I say this because I witness grief in many of my own interactions. I am beginning to understand why I hold people a little longer while hugging them. I get why I walk through Main or the well-traveled pathway between Olmsted and Blodgett and there’s a large lump in my throat. I realize why I blame “allergies” for my watery eyes when I hand off my office keys or sign off for my last EMS shift or perform for my last concert or write my last email for a student org. I feel a certain unspoken weight around my friends when we are together.

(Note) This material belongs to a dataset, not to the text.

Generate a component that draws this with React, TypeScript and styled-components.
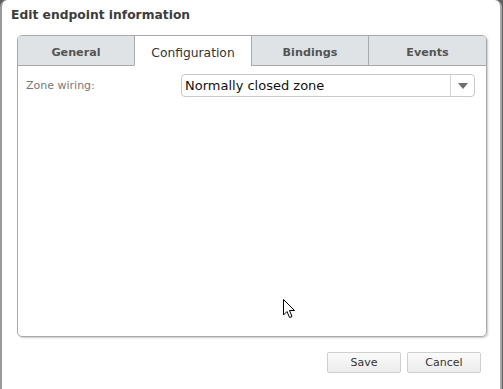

Leaving Vassar is a form of loss. And I think it’s valuable to acknowledge that. I grieve because Vassar was and is a critical part of my existence. I cared profoundly about this institution with its flaws and all. And without acknowledging the loss, I cannot appreciate what Vassar gave me. Vassar gave me both exhilarating moments of joy and crushing experiences of despair. Vassar introduced me to some of the most incredible people I could ever hope to meet. Vassar nurtured, broke, and shaped me. I couldn’t be more grateful.
Here’s what four years have taught me:
I learned how to fall down and stumble back up.
I learned when it was okay and necessary to be vulnerable.
I learned how to juggle diverse commitments and found that time was a construct.
I learned when to bite my tongue and listen.
I learned about authentic friendship.The friends who fed and made you tea and watched you cry and listened and gave you hugs when you needed them are worth having for life. I learned to relish the beauty of midnight conversations and pots of tea.
I learned that people were their most vulnerable when they became a patient.
I learned that you could help someone feel better just by stepping into a room in EMS uniform.
I learned that people share their stories when you let them speak.
I learned that community can be as simple and profound as taking off your shoes, sitting on the floor, and listening to each other’s childhoods.
I learned that sleep is not always possible but it makes smiling easier.
I learned that my family cared tremendously about my health and well-being. Not all my friends and people I knew had families who did the same.
I learned that elderly people often share the loveliest and sincerest advice.
I learned that some of the best people shine from the most unexpected places.
I learned how to become comfortable with the feared and despised. Religion and medicine fall under these categories.
I learned that food really does bring people together.
I learned to appreciate my drives between Vassar and home. The lines between these worlds were both distinctive and blurred.
I learned that professors come in different shapes and flavors. Some change you unimaginably.
I learned how to quietly fight.
I learned that people consciously and unconsciously made assumptions about me.
I learned that I loved proving them wrong.
I learned to embrace my social status as a mother bear.
I learned how much I enjoyed running between the sciences and humanities. I could not have one without the other.
I learned that religion scares people because they don’t know how to talk or approach it.
I learned that pain is a part of life. But so is joy.
I learned to acknowledge my immense privilege.
I learned that I could be ashamed of such privilege or I could try using it productively.
I learned that laughter, chocolate and good company made everything feel better.
I learned that the days were long but semesters were eerily short.
I learned that looking people in the eye when you talk to them can change the turnout of a conversation.
I learned how to appreciate tea that wasn’t my traditional chai.
I learned that I have so much left to learn.
Vassar is an institution. And institutions are comprised of people. I know I will still grieve the community that touched and changed me in innumerable ways. But I know that the people who made Vassar so much of a second home will always stay with me in the future. To all of those I had the privilege of meeting and working with, thank you. To my closest circle of family and friends, I can’t imagine these past four years without you all by my side. It’s hard to express the extent of my gratitude. To the class of 2016: I don’t know all of you but I want to say just how proud I am of all of us and how far we’ve come. Here’s to moving forward in the next chapter. And to Vassar: thank you.
—Farah Aziz is a religion major heading to medical school this fall. She was involved in Generation, VCEMS (Vassar College Emergency Medical Services), VMSU (Vassar Muslim Student Union), RSL Forum, Ujima, and the Religion Department.